Not after he fouled out of Game 3 by trying to draw an ill-advised charge on Brown with less than five minutes remaining in the game and the Mavericks having whittled a 21-point deficit down to three points.

If the “Jordan Rules” are now being applied to Doncic, with the spotlight on him, it’s yet another lesson that Kidd hopes his star player can absorb no matter how this series ends.

“When you look at great players and their struggles,” Kidd said, “[they] use that going into the next season or the next couple seasons to try to get back there because now they understand experience is a big thing.”

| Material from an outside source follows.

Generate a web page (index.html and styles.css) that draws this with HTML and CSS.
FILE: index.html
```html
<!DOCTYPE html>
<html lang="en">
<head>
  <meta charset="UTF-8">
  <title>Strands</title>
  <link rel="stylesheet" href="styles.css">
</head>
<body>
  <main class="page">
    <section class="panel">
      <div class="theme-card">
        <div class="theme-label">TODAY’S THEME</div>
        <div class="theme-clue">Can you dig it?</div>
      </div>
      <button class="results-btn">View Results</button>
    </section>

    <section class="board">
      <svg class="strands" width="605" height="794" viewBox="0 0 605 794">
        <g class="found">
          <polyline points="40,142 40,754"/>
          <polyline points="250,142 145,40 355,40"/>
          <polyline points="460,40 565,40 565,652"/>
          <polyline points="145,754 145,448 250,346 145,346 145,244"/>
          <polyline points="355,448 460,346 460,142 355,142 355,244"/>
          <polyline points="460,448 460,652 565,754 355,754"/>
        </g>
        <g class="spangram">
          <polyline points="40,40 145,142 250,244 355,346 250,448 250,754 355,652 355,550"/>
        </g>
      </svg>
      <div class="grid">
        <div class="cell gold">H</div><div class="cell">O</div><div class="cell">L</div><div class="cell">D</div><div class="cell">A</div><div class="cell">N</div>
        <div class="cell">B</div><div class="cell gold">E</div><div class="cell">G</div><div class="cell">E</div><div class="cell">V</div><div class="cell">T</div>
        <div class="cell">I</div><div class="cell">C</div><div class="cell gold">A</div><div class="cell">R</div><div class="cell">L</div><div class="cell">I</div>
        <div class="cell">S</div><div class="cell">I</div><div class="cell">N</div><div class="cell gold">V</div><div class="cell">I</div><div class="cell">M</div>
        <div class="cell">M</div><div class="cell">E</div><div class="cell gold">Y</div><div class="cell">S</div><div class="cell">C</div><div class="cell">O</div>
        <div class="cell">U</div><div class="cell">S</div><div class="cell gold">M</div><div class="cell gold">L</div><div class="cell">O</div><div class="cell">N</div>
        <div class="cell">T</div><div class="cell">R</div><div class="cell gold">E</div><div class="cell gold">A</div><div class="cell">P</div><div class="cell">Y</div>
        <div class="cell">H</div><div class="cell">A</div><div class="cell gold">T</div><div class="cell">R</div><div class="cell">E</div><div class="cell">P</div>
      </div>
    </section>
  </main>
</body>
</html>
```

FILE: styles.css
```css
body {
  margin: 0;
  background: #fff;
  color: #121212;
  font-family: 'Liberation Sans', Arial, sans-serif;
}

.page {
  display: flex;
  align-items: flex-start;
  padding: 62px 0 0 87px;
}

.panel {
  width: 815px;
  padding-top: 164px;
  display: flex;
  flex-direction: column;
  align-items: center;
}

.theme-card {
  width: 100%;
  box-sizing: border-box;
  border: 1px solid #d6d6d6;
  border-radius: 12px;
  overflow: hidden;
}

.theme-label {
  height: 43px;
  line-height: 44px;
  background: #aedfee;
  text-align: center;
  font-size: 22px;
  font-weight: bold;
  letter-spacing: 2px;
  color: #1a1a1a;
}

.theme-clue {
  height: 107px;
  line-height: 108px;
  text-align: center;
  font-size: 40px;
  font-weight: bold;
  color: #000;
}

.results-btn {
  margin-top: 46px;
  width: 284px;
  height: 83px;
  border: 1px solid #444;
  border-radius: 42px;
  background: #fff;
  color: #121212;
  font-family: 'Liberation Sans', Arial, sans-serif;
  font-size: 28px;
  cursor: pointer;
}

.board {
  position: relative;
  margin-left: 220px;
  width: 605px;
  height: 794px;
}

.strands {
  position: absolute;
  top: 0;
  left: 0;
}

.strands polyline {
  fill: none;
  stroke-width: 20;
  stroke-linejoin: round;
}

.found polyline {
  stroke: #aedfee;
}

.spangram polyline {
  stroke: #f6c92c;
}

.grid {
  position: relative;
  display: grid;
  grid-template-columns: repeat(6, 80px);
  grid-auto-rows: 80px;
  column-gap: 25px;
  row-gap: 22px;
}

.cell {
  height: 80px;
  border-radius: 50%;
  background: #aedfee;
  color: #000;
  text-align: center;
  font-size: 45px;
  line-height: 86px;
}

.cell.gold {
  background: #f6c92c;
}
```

DONCIC WAS JUST 12 years old when the Mavericks won their only title in 2011 by beating James and the Miami Heat in six games. Wednesday night marked the anniversary of that title-clinching game, and the Mavericks honored key members of that team during Game 3.

Kidd was the elder statesman on that team, and he remembers how Dallas challenged James to prove he could shoot from the outside and dared him to take over down the stretch, even though Dwyane Wade was more comfortable in that role.

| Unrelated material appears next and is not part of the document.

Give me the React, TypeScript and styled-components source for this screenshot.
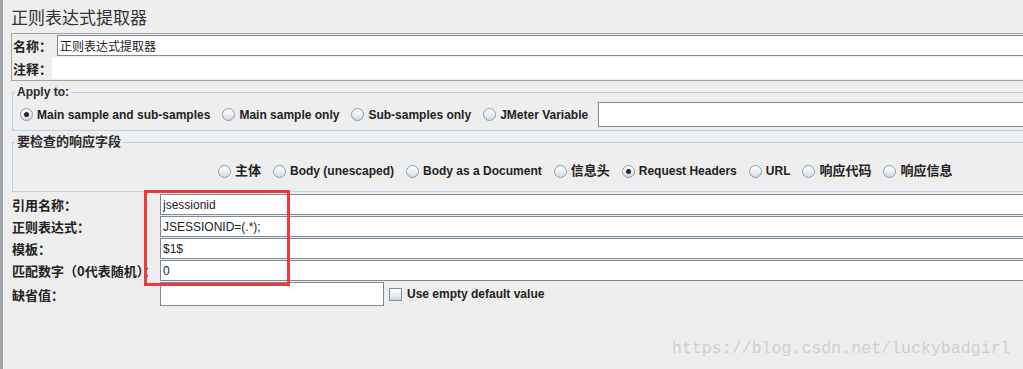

James could not rise to meet those challenges that year. He wasn’t ready yet, even though the San Antonio Spurs had done the same things to him during his first NBA Finals in 2007.

These hills can be more like mountains sometimes, even for the great ones.

There is no easy way up and over the summit.

“Any time you feel like you get to the top of the mountain and you fall off, there’s definitely a personal failure,” James said after losing those 2011 Finals. “It was a failure in ’07 when we lost to the Spurs when I was in Cleveland, it’s a failure now for myself losing to the Mavericks.”

Eventually James did learn from those failures. We’re about to find out whether Doncic can do the same.

“Sometimes I don’t show it the right way, but at the end of the day, I really want to win,” Doncic said Thursday. “I’ve got to do a better job showing it in a different way.”